18 months without cattle raids and killings in Northern Kenya after peace agreement

Turkana and Pokot tribes celebrated peace together in the end of September. Photo: John Bongei
Turkana and Pokot tribes celebrated peace together in the end of September. Photo: John Bongei

Community members in Turkana South and West Pokot rejoiced at having lived in peace for 18 months without cattle raids and killings by together celebrating the International Day of Peace in late September.

For decades Pokot and Turkana communities have been embroiled in continual conflict related to natural resources and livestock rustling. The conflict has caused deaths and destruction of property, and rendered the northwestern region marginalized, poor and forgotten.

Hundreds of lives have been lost in the conflict over land, finally prompting elders from both communities to meet and negotiate. The recent one and a half year old peace is one of the achievements of Finn Church Aid’s conflict resolution process in Turkana South and West Pokot under USAID and funded by REGAL-IR project.

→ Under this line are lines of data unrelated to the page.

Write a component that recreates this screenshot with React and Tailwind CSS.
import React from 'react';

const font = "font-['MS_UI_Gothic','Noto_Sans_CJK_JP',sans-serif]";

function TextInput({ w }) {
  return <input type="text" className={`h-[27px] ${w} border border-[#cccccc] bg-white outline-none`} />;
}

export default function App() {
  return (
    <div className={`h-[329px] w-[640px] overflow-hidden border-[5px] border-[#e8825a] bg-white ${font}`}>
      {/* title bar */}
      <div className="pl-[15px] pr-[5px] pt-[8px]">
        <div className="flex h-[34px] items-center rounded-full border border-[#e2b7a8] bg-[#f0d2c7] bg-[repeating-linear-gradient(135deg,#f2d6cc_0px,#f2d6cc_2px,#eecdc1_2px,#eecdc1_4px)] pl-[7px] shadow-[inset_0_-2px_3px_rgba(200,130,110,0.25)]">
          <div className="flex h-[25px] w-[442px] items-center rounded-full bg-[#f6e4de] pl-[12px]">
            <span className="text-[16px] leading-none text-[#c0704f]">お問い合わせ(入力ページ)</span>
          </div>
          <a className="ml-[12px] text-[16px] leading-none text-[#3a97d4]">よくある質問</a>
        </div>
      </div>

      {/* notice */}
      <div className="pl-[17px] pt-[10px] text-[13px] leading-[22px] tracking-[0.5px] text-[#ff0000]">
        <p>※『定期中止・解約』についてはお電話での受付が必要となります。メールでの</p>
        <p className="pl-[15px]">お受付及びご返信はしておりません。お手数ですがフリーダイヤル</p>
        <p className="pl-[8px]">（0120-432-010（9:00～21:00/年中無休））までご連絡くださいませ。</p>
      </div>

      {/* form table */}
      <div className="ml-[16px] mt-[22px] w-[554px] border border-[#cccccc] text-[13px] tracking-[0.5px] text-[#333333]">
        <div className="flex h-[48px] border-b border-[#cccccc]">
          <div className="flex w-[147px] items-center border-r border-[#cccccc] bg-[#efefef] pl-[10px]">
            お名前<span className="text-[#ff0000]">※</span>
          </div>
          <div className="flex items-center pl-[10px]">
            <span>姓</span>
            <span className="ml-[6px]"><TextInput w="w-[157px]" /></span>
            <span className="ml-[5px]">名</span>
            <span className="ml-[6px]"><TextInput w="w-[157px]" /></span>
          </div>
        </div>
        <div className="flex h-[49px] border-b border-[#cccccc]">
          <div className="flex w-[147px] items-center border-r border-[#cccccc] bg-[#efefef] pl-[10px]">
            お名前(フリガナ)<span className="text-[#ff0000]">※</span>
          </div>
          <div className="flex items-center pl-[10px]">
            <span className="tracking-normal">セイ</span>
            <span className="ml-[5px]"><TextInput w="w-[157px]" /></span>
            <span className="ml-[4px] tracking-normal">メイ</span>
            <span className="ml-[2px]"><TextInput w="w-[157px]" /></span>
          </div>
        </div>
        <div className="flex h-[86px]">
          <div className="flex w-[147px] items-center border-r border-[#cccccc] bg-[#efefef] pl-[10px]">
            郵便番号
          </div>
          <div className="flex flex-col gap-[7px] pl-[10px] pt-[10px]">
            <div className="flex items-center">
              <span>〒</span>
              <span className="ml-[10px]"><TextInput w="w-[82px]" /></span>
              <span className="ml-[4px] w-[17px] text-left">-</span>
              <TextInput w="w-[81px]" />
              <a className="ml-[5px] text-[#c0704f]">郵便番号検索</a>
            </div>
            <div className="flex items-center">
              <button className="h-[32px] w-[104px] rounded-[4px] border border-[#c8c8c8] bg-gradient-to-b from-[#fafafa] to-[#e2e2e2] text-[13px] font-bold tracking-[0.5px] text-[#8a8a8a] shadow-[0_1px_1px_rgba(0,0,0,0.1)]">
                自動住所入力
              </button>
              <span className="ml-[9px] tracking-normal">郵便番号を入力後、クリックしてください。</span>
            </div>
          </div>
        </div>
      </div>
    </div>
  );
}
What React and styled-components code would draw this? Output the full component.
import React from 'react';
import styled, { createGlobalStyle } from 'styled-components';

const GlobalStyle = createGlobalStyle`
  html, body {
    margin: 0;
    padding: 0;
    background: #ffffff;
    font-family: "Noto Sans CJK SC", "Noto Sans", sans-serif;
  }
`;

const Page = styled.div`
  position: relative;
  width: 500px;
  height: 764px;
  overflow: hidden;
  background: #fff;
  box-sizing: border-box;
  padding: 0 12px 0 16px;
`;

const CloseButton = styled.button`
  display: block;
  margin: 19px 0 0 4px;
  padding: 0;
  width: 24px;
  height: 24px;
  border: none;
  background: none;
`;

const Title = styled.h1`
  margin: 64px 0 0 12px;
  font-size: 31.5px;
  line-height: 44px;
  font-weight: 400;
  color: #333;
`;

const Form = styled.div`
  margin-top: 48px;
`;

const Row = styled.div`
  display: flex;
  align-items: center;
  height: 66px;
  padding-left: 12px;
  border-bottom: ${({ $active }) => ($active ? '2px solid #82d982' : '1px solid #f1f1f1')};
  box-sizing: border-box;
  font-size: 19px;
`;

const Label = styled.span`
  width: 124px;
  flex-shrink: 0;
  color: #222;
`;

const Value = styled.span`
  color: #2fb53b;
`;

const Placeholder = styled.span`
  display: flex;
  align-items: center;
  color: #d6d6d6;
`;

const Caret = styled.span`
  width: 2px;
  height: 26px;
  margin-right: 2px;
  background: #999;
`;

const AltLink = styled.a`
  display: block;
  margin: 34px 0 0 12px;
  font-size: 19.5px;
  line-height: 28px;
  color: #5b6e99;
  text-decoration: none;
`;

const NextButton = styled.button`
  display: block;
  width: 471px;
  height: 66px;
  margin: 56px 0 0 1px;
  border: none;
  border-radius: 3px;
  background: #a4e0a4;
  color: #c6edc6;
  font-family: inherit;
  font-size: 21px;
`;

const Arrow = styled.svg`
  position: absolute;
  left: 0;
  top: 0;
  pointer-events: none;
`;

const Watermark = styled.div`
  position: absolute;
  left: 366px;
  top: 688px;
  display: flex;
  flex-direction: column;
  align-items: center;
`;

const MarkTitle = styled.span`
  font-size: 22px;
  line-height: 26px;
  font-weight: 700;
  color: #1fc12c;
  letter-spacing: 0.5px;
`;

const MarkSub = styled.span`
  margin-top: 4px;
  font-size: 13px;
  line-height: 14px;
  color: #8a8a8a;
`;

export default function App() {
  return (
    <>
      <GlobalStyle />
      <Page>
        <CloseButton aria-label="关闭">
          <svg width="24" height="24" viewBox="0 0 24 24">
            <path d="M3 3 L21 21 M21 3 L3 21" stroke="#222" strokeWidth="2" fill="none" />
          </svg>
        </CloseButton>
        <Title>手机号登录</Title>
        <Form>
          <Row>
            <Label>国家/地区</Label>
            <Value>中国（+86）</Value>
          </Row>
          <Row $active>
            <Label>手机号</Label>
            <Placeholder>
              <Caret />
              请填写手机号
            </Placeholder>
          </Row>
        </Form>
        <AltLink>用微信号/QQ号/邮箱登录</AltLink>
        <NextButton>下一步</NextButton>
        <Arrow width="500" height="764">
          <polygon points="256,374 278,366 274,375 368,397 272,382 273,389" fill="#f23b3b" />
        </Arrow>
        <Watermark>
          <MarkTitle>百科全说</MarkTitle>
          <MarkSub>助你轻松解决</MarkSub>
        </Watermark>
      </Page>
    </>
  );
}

“The prevailing peace for these two communities now enables them to trade freely and children can now go to school”, FCA peace officer John Bongei tells.

“Pokot people are able to cross the bridge to the nearest Kainuk shopping Centre to sell milk while the Turkana people are able to also cross the bridge and buy other food items or graze their livestock. “
The peace process began with conflict assessments in 2014 and utilized Inter and Intra dialogue peace meetings between Elders, Women groups, Reformed warriors, politicians and Youth to peacefully resolve the conflict.

During the peace process, FCA has identified representatives to speak on behalf of the tribes and identified major grievances to be addressed within the tribes themselves.  After that the two tribes were brought together for dialogue to address the long and outstanding conflicts.

After the talks the political leaders of the area went ahead to organise popularisation meetings of the resolutions to both communities. This resulted in a peaceful coexistence of the Turkana and Pokot communities.

However, the work is not yet done.

“My fear is that the former fighters, who are now friends, remain idle and might relapse back to violent conflict if they aren’t provided with alternative livelihood opportunities soon”, John Bongei says.

Finn Church Aid (FCA) is implementing the peace component of a larger programme “Resilience and Economic Growth in the Arid Lands – Improving Resilience” (REGAL-IR) by the consortium led by Adeso, African Development Solutions and funded by USAID.